* **Work to do**:
Repeat each line of the material below exactly as it appears, minus any pictures.

-------- Source material

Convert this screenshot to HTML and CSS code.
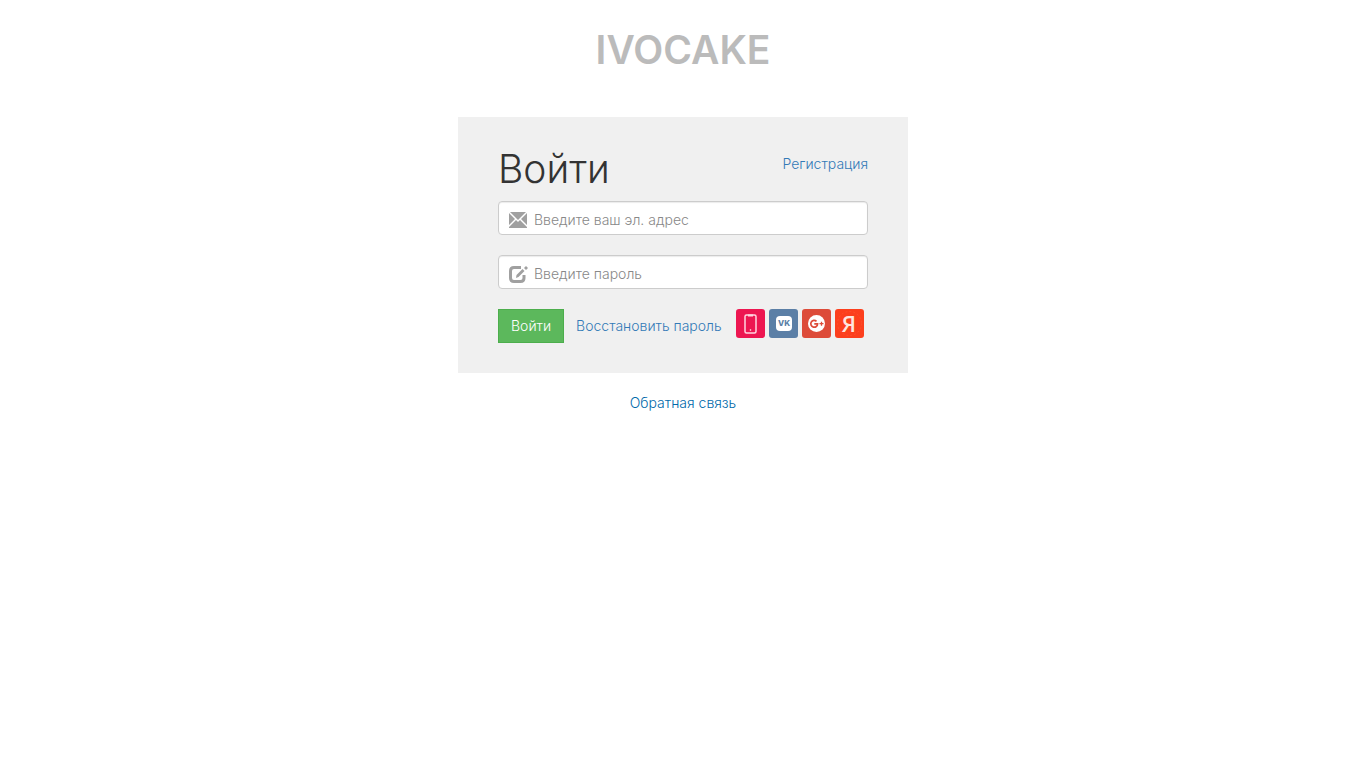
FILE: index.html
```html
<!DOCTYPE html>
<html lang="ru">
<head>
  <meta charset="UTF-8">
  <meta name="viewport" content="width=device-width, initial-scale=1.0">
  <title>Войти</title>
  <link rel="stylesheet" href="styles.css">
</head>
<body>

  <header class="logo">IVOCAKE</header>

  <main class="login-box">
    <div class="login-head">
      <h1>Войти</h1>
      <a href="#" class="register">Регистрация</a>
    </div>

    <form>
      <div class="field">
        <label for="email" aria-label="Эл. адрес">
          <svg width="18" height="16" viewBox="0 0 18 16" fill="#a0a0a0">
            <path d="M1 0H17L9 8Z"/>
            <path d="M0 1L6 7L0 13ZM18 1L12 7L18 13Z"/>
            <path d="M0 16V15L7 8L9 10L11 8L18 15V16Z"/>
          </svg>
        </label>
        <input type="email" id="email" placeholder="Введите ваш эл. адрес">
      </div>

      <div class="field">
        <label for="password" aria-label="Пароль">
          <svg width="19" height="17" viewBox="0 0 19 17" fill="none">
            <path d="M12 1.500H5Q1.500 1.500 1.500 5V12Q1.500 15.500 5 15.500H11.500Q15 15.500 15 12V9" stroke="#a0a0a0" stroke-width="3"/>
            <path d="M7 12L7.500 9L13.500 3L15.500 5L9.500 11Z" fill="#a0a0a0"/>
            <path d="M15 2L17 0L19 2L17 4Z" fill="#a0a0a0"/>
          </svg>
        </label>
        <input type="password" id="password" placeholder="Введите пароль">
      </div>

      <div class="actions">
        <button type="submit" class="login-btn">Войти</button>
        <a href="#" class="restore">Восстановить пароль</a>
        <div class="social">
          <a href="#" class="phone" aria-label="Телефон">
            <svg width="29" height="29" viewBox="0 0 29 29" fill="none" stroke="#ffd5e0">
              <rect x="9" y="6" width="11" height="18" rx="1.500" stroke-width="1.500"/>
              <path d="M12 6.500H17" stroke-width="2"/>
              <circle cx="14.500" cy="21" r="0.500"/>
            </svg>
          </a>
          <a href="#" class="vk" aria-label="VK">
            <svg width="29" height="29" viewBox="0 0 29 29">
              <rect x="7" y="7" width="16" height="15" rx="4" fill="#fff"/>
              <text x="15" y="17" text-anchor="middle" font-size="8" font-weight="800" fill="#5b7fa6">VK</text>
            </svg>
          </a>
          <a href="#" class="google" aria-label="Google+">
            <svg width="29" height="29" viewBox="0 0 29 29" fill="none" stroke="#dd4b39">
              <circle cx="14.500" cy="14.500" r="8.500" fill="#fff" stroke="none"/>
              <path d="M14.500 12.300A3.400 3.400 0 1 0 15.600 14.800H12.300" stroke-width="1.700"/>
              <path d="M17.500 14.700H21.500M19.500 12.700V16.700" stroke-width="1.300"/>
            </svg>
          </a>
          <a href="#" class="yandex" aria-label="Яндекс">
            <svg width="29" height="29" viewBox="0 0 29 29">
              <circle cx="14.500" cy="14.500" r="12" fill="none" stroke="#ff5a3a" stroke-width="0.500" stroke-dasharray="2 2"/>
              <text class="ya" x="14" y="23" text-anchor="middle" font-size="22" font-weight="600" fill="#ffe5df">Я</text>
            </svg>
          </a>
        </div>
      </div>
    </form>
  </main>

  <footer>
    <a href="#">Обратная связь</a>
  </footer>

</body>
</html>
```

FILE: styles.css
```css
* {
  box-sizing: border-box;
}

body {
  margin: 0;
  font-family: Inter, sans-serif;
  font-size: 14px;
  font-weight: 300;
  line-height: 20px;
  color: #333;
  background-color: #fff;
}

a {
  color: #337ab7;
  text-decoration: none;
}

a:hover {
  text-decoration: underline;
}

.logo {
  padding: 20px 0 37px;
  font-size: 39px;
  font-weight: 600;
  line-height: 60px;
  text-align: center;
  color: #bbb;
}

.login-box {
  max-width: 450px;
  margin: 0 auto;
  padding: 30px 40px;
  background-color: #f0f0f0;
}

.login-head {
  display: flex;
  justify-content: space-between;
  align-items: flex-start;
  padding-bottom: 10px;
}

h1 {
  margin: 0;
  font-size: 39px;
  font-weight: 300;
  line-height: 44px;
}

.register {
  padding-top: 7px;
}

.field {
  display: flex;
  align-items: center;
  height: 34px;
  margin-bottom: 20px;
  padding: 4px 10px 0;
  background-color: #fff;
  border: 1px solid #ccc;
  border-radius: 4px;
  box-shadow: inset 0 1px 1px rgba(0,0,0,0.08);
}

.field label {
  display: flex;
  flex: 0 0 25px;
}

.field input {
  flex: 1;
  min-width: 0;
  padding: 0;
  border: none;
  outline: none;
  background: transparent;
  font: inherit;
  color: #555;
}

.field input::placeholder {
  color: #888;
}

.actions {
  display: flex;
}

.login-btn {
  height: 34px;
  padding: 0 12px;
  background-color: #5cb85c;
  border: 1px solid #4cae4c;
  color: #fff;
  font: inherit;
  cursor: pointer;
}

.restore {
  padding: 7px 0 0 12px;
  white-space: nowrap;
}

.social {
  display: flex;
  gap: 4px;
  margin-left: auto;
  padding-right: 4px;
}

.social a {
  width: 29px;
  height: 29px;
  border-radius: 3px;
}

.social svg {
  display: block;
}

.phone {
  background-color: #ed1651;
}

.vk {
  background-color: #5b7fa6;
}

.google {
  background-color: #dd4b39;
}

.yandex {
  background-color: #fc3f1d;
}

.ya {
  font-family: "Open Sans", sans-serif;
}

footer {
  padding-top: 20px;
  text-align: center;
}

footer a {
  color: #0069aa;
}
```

----------------

* **Solved problem**:
Convert this screenshot to HTML and CSS code.
FILE: index.html
```html
<!DOCTYPE html>
<html lang="ru">
<head>
  <meta charset="UTF-8">
  <meta name="viewport" content="width=device-width, initial-scale=1.0">
  <title>Войти</title>
  <link rel="stylesheet" href="styles.css">
</head>
<body>

  <header class="logo">IVOCAKE</header>

  <main class="login-box">
    <div class="login-head">
      <h1>Войти</h1>
      <a href="#" class="register">Регистрация</a>
    </div>

    <form>
      <div class="field">
        <label for="email" aria-label="Эл. адрес">
          <svg width="18" height="16" viewBox="0 0 18 16" fill="#a0a0a0">
            <path d="M1 0H17L9 8Z"/>
            <path d="M0 1L6 7L0 13ZM18 1L12 7L18 13Z"/>
            <path d="M0 16V15L7 8L9 10L11 8L18 15V16Z"/>
          </svg>
        </label>
        <input type="email" id="email" placeholder="Введите ваш эл. адрес">
      </div>

      <div class="field">
        <label for="password" aria-label="Пароль">
          <svg width="19" height="17" viewBox="0 0 19 17" fill="none">
            <path d="M12 1.500H5Q1.500 1.500 1.500 5V12Q1.500 15.500 5 15.500H11.500Q15 15.500 15 12V9" stroke="#a0a0a0" stroke-width="3"/>
            <path d="M7 12L7.500 9L13.500 3L15.500 5L9.500 11Z" fill="#a0a0a0"/>
            <path d="M15 2L17 0L19 2L17 4Z" fill="#a0a0a0"/>
          </svg>
        </label>
        <input type="password" id="password" placeholder="Введите пароль">
      </div>

      <div class="actions">
        <button type="submit" class="login-btn">Войти</button>
        <a href="#" class="restore">Восстановить пароль</a>
        <div class="social">
          <a href="#" class="phone" aria-label="Телефон">
            <svg width="29" height="29" viewBox="0 0 29 29" fill="none" stroke="#ffd5e0">
              <rect x="9" y="6" width="11" height="18" rx="1.500" stroke-width="1.500"/>
              <path d="M12 6.500H17" stroke-width="2"/>
              <circle cx="14.500" cy="21" r="0.500"/>
            </svg>
          </a>
          <a href="#" class="vk" aria-label="VK">
            <svg width="29" height="29" viewBox="0 0 29 29">
              <rect x="7" y="7" width="16" height="15" rx="4" fill="#fff"/>
              <text x="15" y="17" text-anchor="middle" font-size="8" font-weight="800" fill="#5b7fa6">VK</text>
            </svg>
          </a>
          <a href="#" class="google" aria-label="Google+">
            <svg width="29" height="29" viewBox="0 0 29 29" fill="none" stroke="#dd4b39">
              <circle cx="14.500" cy="14.500" r="8.500" fill="#fff" stroke="none"/>
              <path d="M14.500 12.300A3.400 3.400 0 1 0 15.600 14.800H12.300" stroke-width="1.700"/>
              <path d="M17.500 14.700H21.500M19.500 12.700V16.700" stroke-width="1.300"/>
            </svg>
          </a>
          <a href="#" class="yandex" aria-label="Яндекс">
            <svg width="29" height="29" viewBox="0 0 29 29">
              <circle cx="14.500" cy="14.500" r="12" fill="none" stroke="#ff5a3a" stroke-width="0.500" stroke-dasharray="2 2"/>
              <text class="ya" x="14" y="23" text-anchor="middle" font-size="22" font-weight="600" fill="#ffe5df">Я</text>
            </svg>
          </a>
        </div>
      </div>
    </form>
  </main>

  <footer>
    <a href="#">Обратная связь</a>
  </footer>

</body>
</html>
```

FILE: styles.css
```css
* {
  box-sizing: border-box;
}

body {
  margin: 0;
  font-family: Inter, sans-serif;
  font-size: 14px;
  font-weight: 300;
  line-height: 20px;
  color: #333;
  background-color: #fff;
}

a {
  color: #337ab7;
  text-decoration: none;
}

a:hover {
  text-decoration: underline;
}

.logo {
  padding: 20px 0 37px;
  font-size: 39px;
  font-weight: 600;
  line-height: 60px;
  text-align: center;
  color: #bbb;
}

.login-box {
  max-width: 450px;
  margin: 0 auto;
  padding: 30px 40px;
  background-color: #f0f0f0;
}

.login-head {
  display: flex;
  justify-content: space-between;
  align-items: flex-start;
  padding-bottom: 10px;
}

h1 {
  margin: 0;
  font-size: 39px;
  font-weight: 300;
  line-height: 44px;
}

.register {
  padding-top: 7px;
}

.field {
  display: flex;
  align-items: center;
  height: 34px;
  margin-bottom: 20px;
  padding: 4px 10px 0;
  background-color: #fff;
  border: 1px solid #ccc;
  border-radius: 4px;
  box-shadow: inset 0 1px 1px rgba(0,0,0,0.08);
}

.field label {
  display: flex;
  flex: 0 0 25px;
}

.field input {
  flex: 1;
  min-width: 0;
  padding: 0;
  border: none;
  outline: none;
  background: transparent;
  font: inherit;
  color: #555;
}

.field input::placeholder {
  color: #888;
}

.actions {
  display: flex;
}

.login-btn {
  height: 34px;
  padding: 0 12px;
  background-color: #5cb85c;
  border: 1px solid #4cae4c;
  color: #fff;
  font: inherit;
  cursor: pointer;
}

.restore {
  padding: 7px 0 0 12px;
  white-space: nowrap;
}

.social {
  display: flex;
  gap: 4px;
  margin-left: auto;
  padding-right: 4px;
}

.social a {
  width: 29px;
  height: 29px;
  border-radius: 3px;
}

.social svg {
  display: block;
}

.phone {
  background-color: #ed1651;
}

.vk {
  background-color: #5b7fa6;
}

.google {
  background-color: #dd4b39;
}

.yandex {
  background-color: #fc3f1d;
}

.ya {
  font-family: "Open Sans", sans-serif;
}

footer {
  padding-top: 20px;
  text-align: center;
}

footer a {
  color: #0069aa;
}
```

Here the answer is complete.